Nantiya Tangwisutijit
The Nation
November 19, 2004

Activists say the World Conservation Union (IUCN) risks irrelevance for ignoring plight of elephants.

Elephant logos adorning the stationery and pamphlets of the World Conservation Union (IUCN) at its meeting in Bangkok are serving as a bitter reminder of the brewing controversy over the body’s links to the Nam Theun 2 dam project in Laos, which
critics say will kill hundreds of wild elephants.

Environmental activists from six Mekong River riparian countries attending a separate conference on Natural Resources Management in the Mekong Region at the United Nations office in Bangkok this week attacked the IUCN for “striking an illegitimate bargain with those who would destroy [primary Laotian forests]”.

For the past decade, IUCN and one of its members, the Wildlife Conservation Society, have been working with the Laotian government to manage the 3,200-square-kilometre Nakai-Nam Theun National Biodiversity Conservation Area.

Both expressed their support for Laos’ plan to build the dam to generate revenue that could help conserve the remaining forests. The Laotian government has been pursuing a loan guarantee and other concessions from the World Bank for the US$1.3-billion (Bt52.2-billion) project. The bank is expected to make a decision in the next few months. “The World Bank is using information from the IUCN all the time to justify this dam, and we expect the IUCN as a leading world conservation organisation to defend, not destroy, Laos’ world-class forest,” said Weerawat Thiraprasart, adviser to the Bangkok-based Project for Ecological Recovery.

The Laotian government is scheduled to discuss a conservation plan for its ecologically unique Nakai-Nam Theun forests today at the World Conservation Congress hosted by the IUCN. The plan to build a dam and donate revenue to the environment has drawn controversy in past decades, as the proposed dam would flood 450 square kilometres in the heart of the conservation area. In addition to the nearly 400 Asian elephants at risk, the project would affect a number species on the IUCN’s endangered “Red List”, including the rare white-winged wood duck.

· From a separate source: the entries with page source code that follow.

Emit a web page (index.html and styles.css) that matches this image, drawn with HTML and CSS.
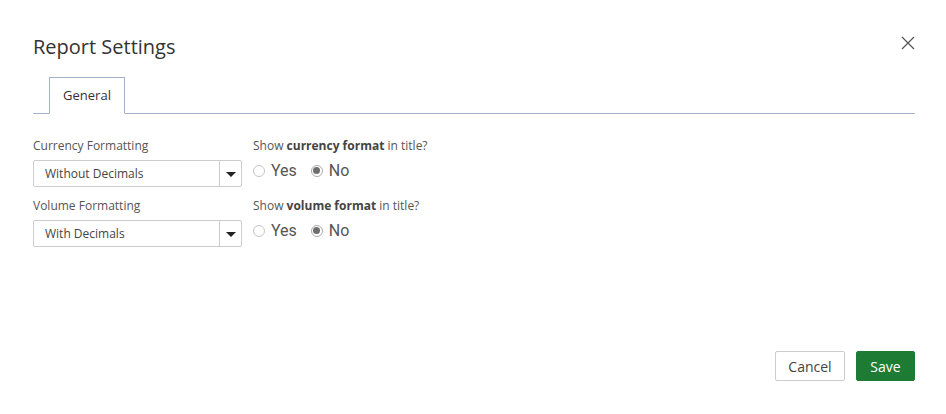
FILE: index.html
```html
<!DOCTYPE html>
<html>
<head>
    <meta charset="utf-8">
    <link rel="stylesheet" href="styles.css">
</head>
<body>
    <div class="modal">
      <div class="modal-header">
        <h2 class="modal-title">Report Settings</h2>
        <button class="close-btn" aria-label="Close">
          <svg width="14" height="14" viewBox="0 0 14 14"><path d="M1 1 L13 13 M13 1 L1 13" stroke="#555" stroke-width="1.2" fill="none"/></svg>
        </button>
      </div>
      <div class="tabs">
        <div class="tab active">General</div>
      </div>
      <div class="form">
        <div class="row">
          <div class="field">
            <label class="label">Currency Formatting</label>
            <div class="select">
              <span class="select-value">Without Decimals</span>
              <span class="select-arrow"></span>
            </div>
          </div>
          <div class="field">
            <label class="label">Show <b>currency format</b> in title?</label>
            <div class="radios">
              <span class="radio"><span class="dot"></span>Yes</span>
              <span class="radio"><span class="dot checked"></span>No</span>
            </div>
          </div>
        </div>
        <div class="row">
          <div class="field">
            <label class="label">Volume Formatting</label>
            <div class="select">
              <span class="select-value">With Decimals</span>
              <span class="select-arrow"></span>
            </div>
          </div>
          <div class="field">
            <label class="label">Show <b>volume format</b> in title?</label>
            <div class="radios">
              <span class="radio"><span class="dot"></span>Yes</span>
              <span class="radio"><span class="dot checked"></span>No</span>
            </div>
          </div>
        </div>
      </div>
      <div class="footer">
        <button class="btn btn-cancel">Cancel</button>
        <button class="btn btn-save">Save</button>
      </div>
    </div>
</body>
</html>
```

FILE: styles.css
```css
* {
margin: 0;
padding: 0;
box-sizing: border-box;
font-family: "Open Sans", sans-serif;
}

body {
background: #ffffff;
color: #333333;
}

.modal {
width: 946px;
height: 414px;
padding: 0 31px 0 33px;
display: flex;
flex-direction: column;
}

.modal-header {
display: flex;
justify-content: space-between;
align-items: center;
padding-top: 31px;
height: 62px;
}

.modal-title {
font-size: 20px;
font-weight: normal;
color: #333333;
line-height: 27px;
margin-top: -1px;
}

.close-btn {
border: none;
background: transparent;
width: 14px;
height: 14px;
margin-top: -7px;
cursor: pointer;
display: flex;
}

.tabs {
margin-top: 15px;
display: flex;
border-bottom: 1px solid #a4b1c6;
padding-left: 16px;
}

.tab {
width: 76px;
height: 37px;
margin-bottom: -1px;
border: 1px solid #a4b1c6;
border-bottom: 1px solid #ffffff;
background: #ffffff;
font-size: 13px;
color: #333333;
text-align: center;
line-height: 35px;
}

.form {
padding-top: 23px;
}

.row {
display: flex;
margin-bottom: 10px;
}

.field {
width: 220px;
}

.field + .field {
width: auto;
}

.label {
display: block;
font-size: 12px;
color: #555555;
line-height: 17px;
margin-bottom: 6px;
}

.label b {
font-weight: bold;
color: #444444;
}

.select {
width: 209px;
height: 27px;
border: 1px solid #cccccc;
border-radius: 2px;
display: flex;
align-items: center;
}

.select-value {
flex: 1;
font-size: 12px;
color: #444444;
padding-left: 11px;
}

.select-arrow {
width: 22px;
height: 100%;
border-left: 1px solid #cccccc;
position: relative;
}

.select-arrow::after {
content: '';
position: absolute;
left: 6px;
top: 11px;
border-left: 5px solid transparent;
border-right: 5px solid transparent;
border-top: 5px solid #222222;
}

.radios {
display: flex;
align-items: center;
height: 21px;
}

.radio {
display: flex;
align-items: center;
font-family: Roboto, sans-serif;
font-size: 16px;
color: #555555;
margin-right: 14px;
}

.dot {
width: 12px;
height: 12px;
border: 1px solid #c4c4c4;
border-radius: 50%;
margin-right: 6px;
position: relative;
}

.dot.checked {
border-color: #aaaaaa;
}

.dot.checked::after {
content: '';
position: absolute;
left: 1.5px;
top: 1.5px;
width: 7px;
height: 7px;
border-radius: 50%;
background: #6e6e6e;
}

.footer {
margin-top: auto;
margin-bottom: 33px;
display: flex;
justify-content: flex-end;
gap: 11px;
}

.btn {
height: 30px;
font-size: 14px;
border-radius: 2px;
cursor: pointer;
}

.btn-cancel {
width: 70px;
background: #ffffff;
border: 1px solid #cccccc;
color: #444444;
}

.btn-save {
width: 59px;
background: #1e7b34;
border: 1px solid #1e7b34;
color: #ffffff;
}
```
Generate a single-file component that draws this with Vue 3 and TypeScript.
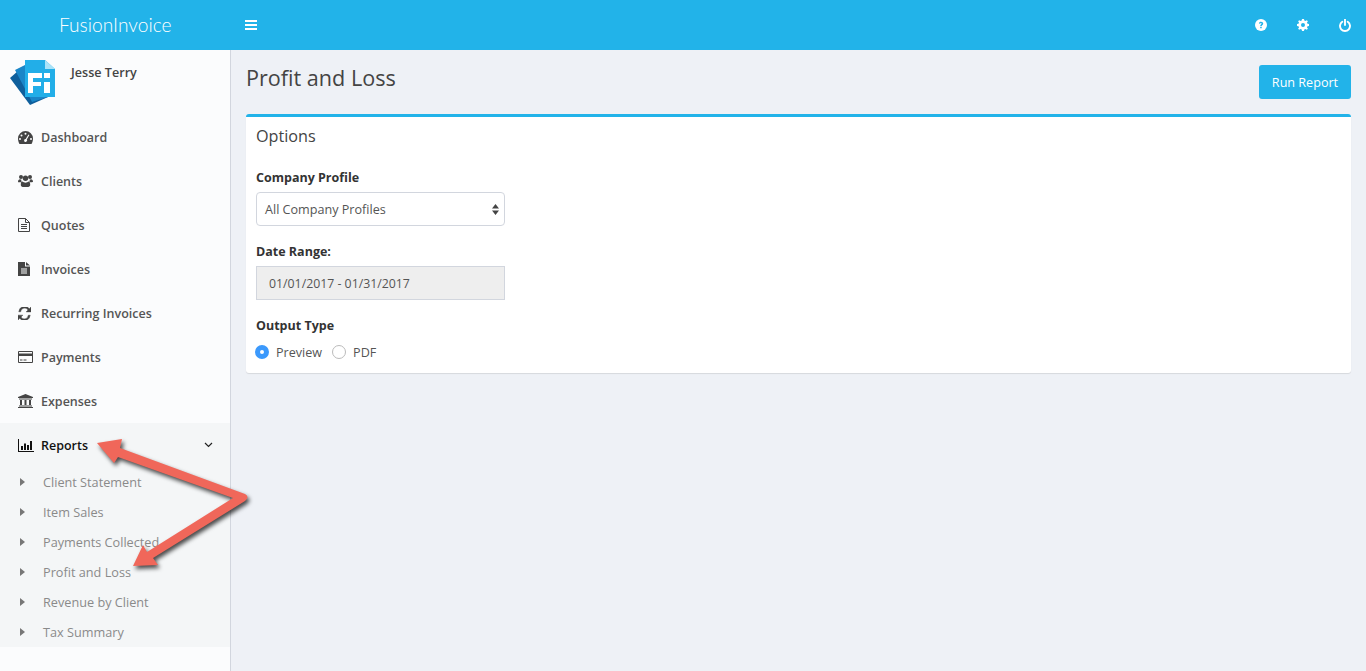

In its 1997 letter to the US-based International Rivers Network, the IUCN stated that, “On balance the social and environmental benefits of the [dam] proposal outweigh the negative aspects.”

It continued, “The globally important biodiversity hotspot which is the Nam Theun watershed will be more surely protected if the dam is built in association with the [World Bank] than by an unregulated, unmonitored private-sector consortium.”

When asked last week for an update on its role in the project, IUCN spokeswoman Denise Jeanmonod told The Nation that the “IUCN secretariat does not take a position ‘for’ or ‘against’ the plan to build the Nam Theun 2 dam”.

But the body’s failure to oppose the dam drew criticism from a Laotian environmentalist. The activist, who asked not to be named, said that by not opposing the destruction of this ecologically critical forest, the IUCN risked becoming irrelevant.

“If the IUCN just wants to put out a list of endangered species, but not do anything to protect them, it should change its name to an endangered-species listing organisation,” he said. “It should no longer call itself a conservation organisation.”

Critics also point out that the dam proposal violates six out of seven recommendations made by the 2000 World Commission on Dams (WCD) report, commissioned by the IUCN and the World Bank to guide the evaluation of future proposals regarding large dams.

“Nam Theun 2 clearly does not comply with the strategic priorities of the WCD,” said Shannon Lawrence, international policy analyst of the Washington DC-based group Environmental Defence, which is a member of the IUCN.